[start RAW DATA]

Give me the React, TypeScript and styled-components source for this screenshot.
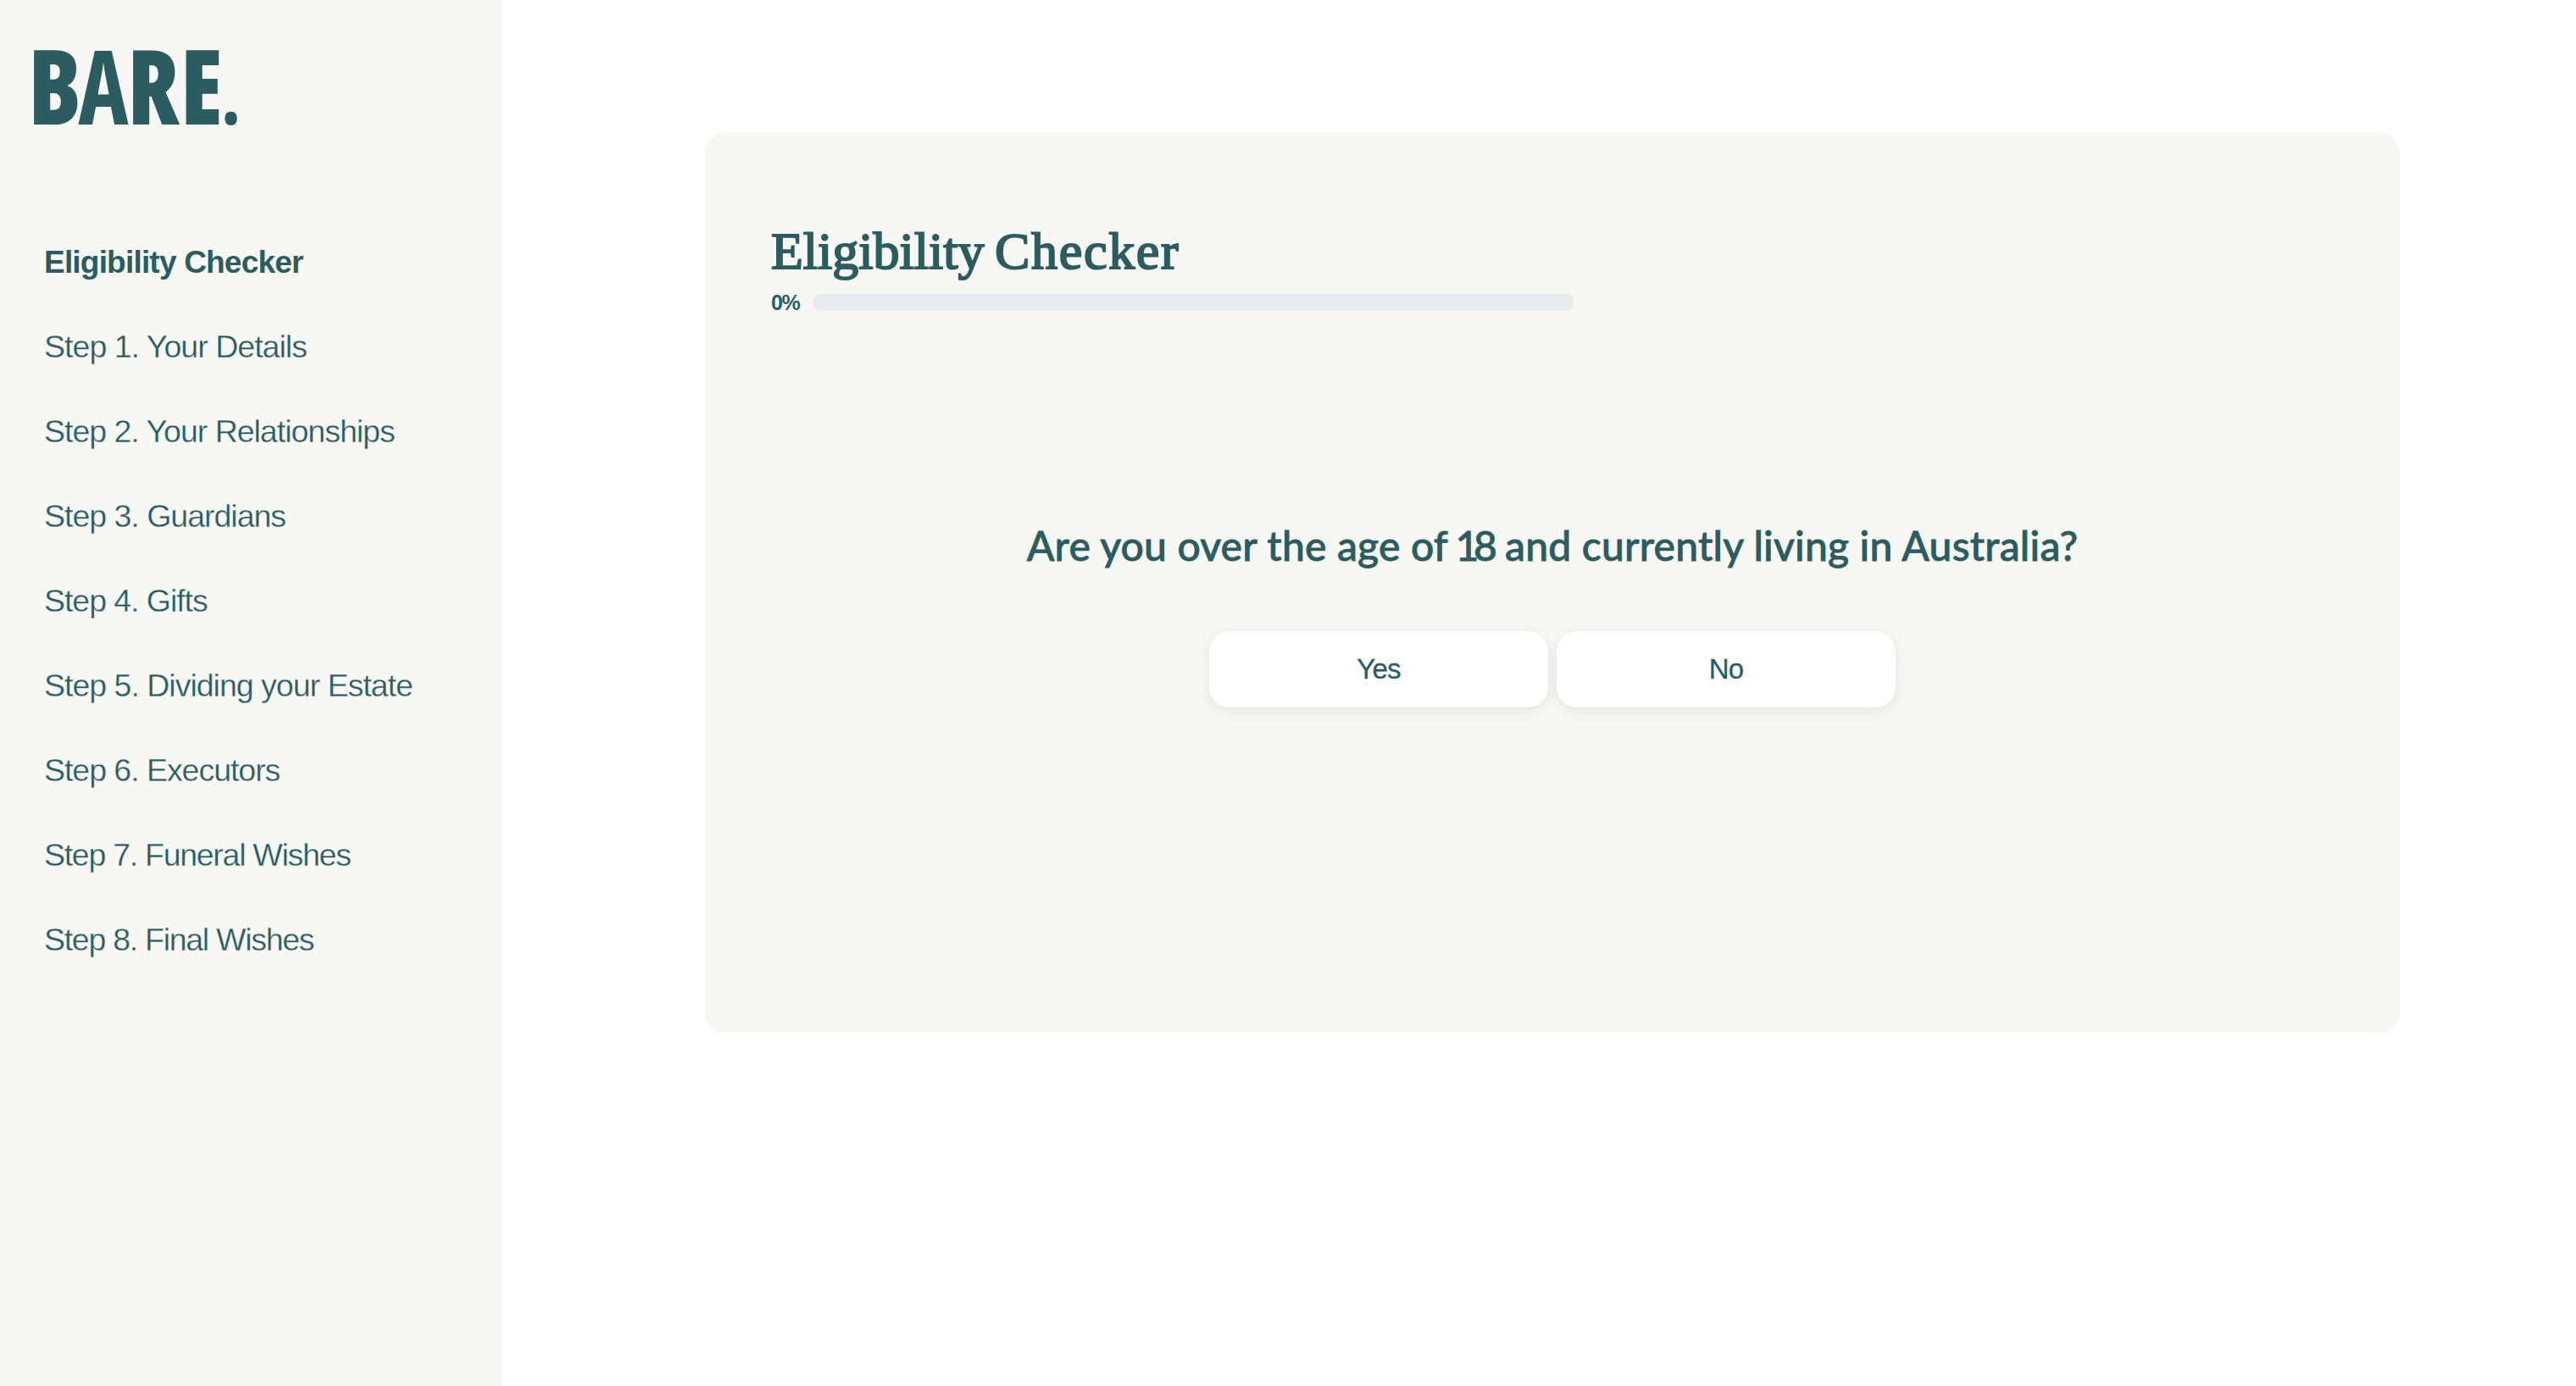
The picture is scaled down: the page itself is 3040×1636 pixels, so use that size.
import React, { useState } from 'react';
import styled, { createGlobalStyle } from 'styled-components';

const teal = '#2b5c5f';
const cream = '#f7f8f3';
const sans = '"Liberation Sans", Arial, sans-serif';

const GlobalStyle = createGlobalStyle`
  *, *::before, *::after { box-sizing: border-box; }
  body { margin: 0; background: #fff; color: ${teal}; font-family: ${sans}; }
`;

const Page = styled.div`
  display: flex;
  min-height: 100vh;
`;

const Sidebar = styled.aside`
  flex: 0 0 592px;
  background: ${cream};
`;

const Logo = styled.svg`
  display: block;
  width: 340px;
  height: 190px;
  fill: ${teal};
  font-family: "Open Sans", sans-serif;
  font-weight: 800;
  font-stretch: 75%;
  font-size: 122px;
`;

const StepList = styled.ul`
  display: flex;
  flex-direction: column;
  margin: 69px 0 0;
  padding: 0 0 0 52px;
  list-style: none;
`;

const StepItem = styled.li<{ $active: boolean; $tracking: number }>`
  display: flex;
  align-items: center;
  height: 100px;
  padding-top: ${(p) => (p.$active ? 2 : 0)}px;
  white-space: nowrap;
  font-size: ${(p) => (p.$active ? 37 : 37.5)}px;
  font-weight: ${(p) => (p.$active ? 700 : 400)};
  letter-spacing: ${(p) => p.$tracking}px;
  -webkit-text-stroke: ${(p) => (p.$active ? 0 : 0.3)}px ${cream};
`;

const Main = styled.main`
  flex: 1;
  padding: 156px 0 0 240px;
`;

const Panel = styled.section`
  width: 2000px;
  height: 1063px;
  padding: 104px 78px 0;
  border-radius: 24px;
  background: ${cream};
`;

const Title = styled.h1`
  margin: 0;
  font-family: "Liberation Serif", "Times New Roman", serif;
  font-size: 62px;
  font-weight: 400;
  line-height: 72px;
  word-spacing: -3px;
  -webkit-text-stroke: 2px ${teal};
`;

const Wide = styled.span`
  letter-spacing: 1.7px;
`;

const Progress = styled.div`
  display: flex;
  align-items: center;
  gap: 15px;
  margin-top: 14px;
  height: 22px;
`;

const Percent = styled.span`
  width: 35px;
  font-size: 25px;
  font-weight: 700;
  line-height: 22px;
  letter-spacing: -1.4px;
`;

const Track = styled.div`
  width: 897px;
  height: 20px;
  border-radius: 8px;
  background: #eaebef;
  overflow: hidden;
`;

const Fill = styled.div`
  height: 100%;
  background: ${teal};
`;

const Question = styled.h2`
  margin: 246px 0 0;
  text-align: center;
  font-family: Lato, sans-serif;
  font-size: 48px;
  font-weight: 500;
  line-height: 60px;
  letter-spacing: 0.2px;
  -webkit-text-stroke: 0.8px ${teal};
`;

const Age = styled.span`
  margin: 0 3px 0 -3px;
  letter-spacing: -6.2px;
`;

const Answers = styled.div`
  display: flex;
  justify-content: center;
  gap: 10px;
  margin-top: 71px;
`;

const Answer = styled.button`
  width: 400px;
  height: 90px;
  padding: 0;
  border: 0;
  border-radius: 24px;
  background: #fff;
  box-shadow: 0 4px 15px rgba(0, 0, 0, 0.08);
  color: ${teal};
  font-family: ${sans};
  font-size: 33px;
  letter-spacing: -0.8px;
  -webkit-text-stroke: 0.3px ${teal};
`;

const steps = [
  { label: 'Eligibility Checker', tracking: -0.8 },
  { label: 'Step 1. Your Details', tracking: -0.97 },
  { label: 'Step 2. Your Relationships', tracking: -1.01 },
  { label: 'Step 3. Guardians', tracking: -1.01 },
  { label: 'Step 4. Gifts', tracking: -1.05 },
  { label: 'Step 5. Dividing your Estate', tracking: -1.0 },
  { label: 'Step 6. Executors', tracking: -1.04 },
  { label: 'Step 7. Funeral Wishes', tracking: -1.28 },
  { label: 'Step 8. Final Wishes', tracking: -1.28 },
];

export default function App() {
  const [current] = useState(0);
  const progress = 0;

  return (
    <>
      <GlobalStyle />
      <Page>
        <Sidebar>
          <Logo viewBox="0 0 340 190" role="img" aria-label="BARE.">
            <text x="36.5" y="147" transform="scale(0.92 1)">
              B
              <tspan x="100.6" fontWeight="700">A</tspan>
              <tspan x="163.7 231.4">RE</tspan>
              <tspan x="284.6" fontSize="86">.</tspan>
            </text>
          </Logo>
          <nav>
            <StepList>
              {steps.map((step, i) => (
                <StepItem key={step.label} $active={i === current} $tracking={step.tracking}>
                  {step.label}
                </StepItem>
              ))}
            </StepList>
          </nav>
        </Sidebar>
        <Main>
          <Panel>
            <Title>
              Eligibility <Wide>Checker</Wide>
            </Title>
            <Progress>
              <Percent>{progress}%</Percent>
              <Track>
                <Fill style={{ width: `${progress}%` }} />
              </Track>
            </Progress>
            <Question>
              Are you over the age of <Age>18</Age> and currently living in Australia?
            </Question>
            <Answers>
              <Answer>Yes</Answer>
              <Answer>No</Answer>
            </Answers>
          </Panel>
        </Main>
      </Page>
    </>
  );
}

[end RAW DATA]

- **WHAT YOU HAVE TO DO**: Every line should be retyped exactly, with the pictures omitted.

- **TASK SOLUTION**:
Give me the React, TypeScript and styled-components source for this screenshot.
The picture is scaled down: the page itself is 3040×1636 pixels, so use that size.
import React, { useState } from 'react';
import styled, { createGlobalStyle } from 'styled-components';

const teal = '#2b5c5f';
const cream = '#f7f8f3';
const sans = '"Liberation Sans", Arial, sans-serif';

const GlobalStyle = createGlobalStyle`
  *, *::before, *::after { box-sizing: border-box; }
  body { margin: 0; background: #fff; color: ${teal}; font-family: ${sans}; }
`;

const Page = styled.div`
  display: flex;
  min-height: 100vh;
`;

const Sidebar = styled.aside`
  flex: 0 0 592px;
  background: ${cream};
`;

const Logo = styled.svg`
  display: block;
  width: 340px;
  height: 190px;
  fill: ${teal};
  font-family: "Open Sans", sans-serif;
  font-weight: 800;
  font-stretch: 75%;
  font-size: 122px;
`;

const StepList = styled.ul`
  display: flex;
  flex-direction: column;
  margin: 69px 0 0;
  padding: 0 0 0 52px;
  list-style: none;
`;

const StepItem = styled.li<{ $active: boolean; $tracking: number }>`
  display: flex;
  align-items: center;
  height: 100px;
  padding-top: ${(p) => (p.$active ? 2 : 0)}px;
  white-space: nowrap;
  font-size: ${(p) => (p.$active ? 37 : 37.5)}px;
  font-weight: ${(p) => (p.$active ? 700 : 400)};
  letter-spacing: ${(p) => p.$tracking}px;
  -webkit-text-stroke: ${(p) => (p.$active ? 0 : 0.3)}px ${cream};
`;

const Main = styled.main`
  flex: 1;
  padding: 156px 0 0 240px;
`;

const Panel = styled.section`
  width: 2000px;
  height: 1063px;
  padding: 104px 78px 0;
  border-radius: 24px;
  background: ${cream};
`;

const Title = styled.h1`
  margin: 0;
  font-family: "Liberation Serif", "Times New Roman", serif;
  font-size: 62px;
  font-weight: 400;
  line-height: 72px;
  word-spacing: -3px;
  -webkit-text-stroke: 2px ${teal};
`;

const Wide = styled.span`
  letter-spacing: 1.7px;
`;

const Progress = styled.div`
  display: flex;
  align-items: center;
  gap: 15px;
  margin-top: 14px;
  height: 22px;
`;

const Percent = styled.span`
  width: 35px;
  font-size: 25px;
  font-weight: 700;
  line-height: 22px;
  letter-spacing: -1.4px;
`;

const Track = styled.div`
  width: 897px;
  height: 20px;
  border-radius: 8px;
  background: #eaebef;
  overflow: hidden;
`;

const Fill = styled.div`
  height: 100%;
  background: ${teal};
`;

const Question = styled.h2`
  margin: 246px 0 0;
  text-align: center;
  font-family: Lato, sans-serif;
  font-size: 48px;
  font-weight: 500;
  line-height: 60px;
  letter-spacing: 0.2px;
  -webkit-text-stroke: 0.8px ${teal};
`;

const Age = styled.span`
  margin: 0 3px 0 -3px;
  letter-spacing: -6.2px;
`;

const Answers = styled.div`
  display: flex;
  justify-content: center;
  gap: 10px;
  margin-top: 71px;
`;

const Answer = styled.button`
  width: 400px;
  height: 90px;
  padding: 0;
  border: 0;
  border-radius: 24px;
  background: #fff;
  box-shadow: 0 4px 15px rgba(0, 0, 0, 0.08);
  color: ${teal};
  font-family: ${sans};
  font-size: 33px;
  letter-spacing: -0.8px;
  -webkit-text-stroke: 0.3px ${teal};
`;

const steps = [
  { label: 'Eligibility Checker', tracking: -0.8 },
  { label: 'Step 1. Your Details', tracking: -0.97 },
  { label: 'Step 2. Your Relationships', tracking: -1.01 },
  { label: 'Step 3. Guardians', tracking: -1.01 },
  { label: 'Step 4. Gifts', tracking: -1.05 },
  { label: 'Step 5. Dividing your Estate', tracking: -1.0 },
  { label: 'Step 6. Executors', tracking: -1.04 },
  { label: 'Step 7. Funeral Wishes', tracking: -1.28 },
  { label: 'Step 8. Final Wishes', tracking: -1.28 },
];

export default function App() {
  const [current] = useState(0);
  const progress = 0;

  return (
    <>
      <GlobalStyle />
      <Page>
        <Sidebar>
          <Logo viewBox="0 0 340 190" role="img" aria-label="BARE.">
            <text x="36.5" y="147" transform="scale(0.92 1)">
              B
              <tspan x="100.6" fontWeight="700">A</tspan>
              <tspan x="163.7 231.4">RE</tspan>
              <tspan x="284.6" fontSize="86">.</tspan>
            </text>
          </Logo>
          <nav>
            <StepList>
              {steps.map((step, i) => (
                <StepItem key={step.label} $active={i === current} $tracking={step.tracking}>
                  {step.label}
                </StepItem>
              ))}
            </StepList>
          </nav>
        </Sidebar>
        <Main>
          <Panel>
            <Title>
              Eligibility <Wide>Checker</Wide>
            </Title>
            <Progress>
              <Percent>{progress}%</Percent>
              <Track>
                <Fill style={{ width: `${progress}%` }} />
              </Track>
            </Progress>
            <Question>
              Are you over the age of <Age>18</Age> and currently living in Australia?
            </Question>
            <Answers>
              <Answer>Yes</Answer>
              <Answer>No</Answer>
            </Answers>
          </Panel>
        </Main>
      </Page>
    </>
  );
}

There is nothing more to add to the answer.